第15回『このミス』大賞1次選考通過作品 愚者のスプーンは曲がる
超能力は存在するのかしないのか?
常に不幸に見舞われる「ツイてない男」が
おかしな組織、奇怪な事件に巻き込まれる
『愚者のスプーンは曲がる』桐山徹也
この物語の世界では超能力が存在する(らしい)。だが超能力者には、能力と引き換えに代償が与えられる(らしい)。そして主人公「ぼく」も、超能力を持っている(らしい)……。
なぜどれも「らしい」なのかというと、「ぼく」の持つ能力とは「超能力と代償を無効化する」ものだったのだ。つまり、彼の前では能力者による超常現象は発生しないのだ。
当初「ぼく」はキイチとマキという男女二人組に拉致され、山中で始末されそうになる。キイチもマキも超能力を持っており、能力者組織のメンバーだった。組織にとって、無効化能力を持つ「ぼく」は危険すぎる存在だったのだ。だが「ぼく」は、彼らの仲間になるという条件で、命を救われたのである。
かくして『超現象調査機構』のメンバーとなった「ぼく」が事務所で留守番をしていると、男――やはりメンバーである内海――が血だらけで入ってきて「アヤカには近づくな」という謎の言葉と、鍵とを残して死んでしまったのだ。

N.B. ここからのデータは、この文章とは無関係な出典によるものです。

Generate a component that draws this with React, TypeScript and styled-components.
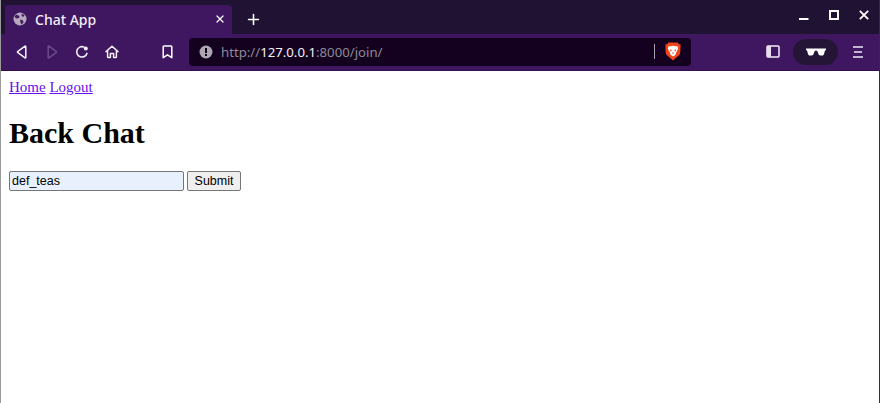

「ぼく」、キイチ、マキは、内海が追っていた過去の事件を調べ始める……。
超能力をキャンセルする能力、というのはマンガやアニメなどでもよくあるが、本作ではそれをうまく利用して、話を作り上げている。主人公の一人称、つまり常に「ぼく」視点で物語が展開するため、超常現象が発生するシーンそのものは描かれないのだ。だから、主人公も読者も、常に問い続ける。本当にこの「能力」と「代償」というものは存在するのか、と。
主人公はじめ、仲間たちもそれぞれ充分にキャラが立っている。「ぼく」の能力の代償が「ツイてない」ということだったのだが、本人は単にアンラッキーなだけだと思っていたのである。
テンポが良く、非常に読みやすい。読んでいて楽しい。ちょっと荒削りなところや気になる瑕疵もあったが、ぐいぐいと引っ張る力は強い。
一次選考は軽々クリアの実力だ。もし今回受賞を逃したとしても、いつかどこかでデビューできる力の持ち主である。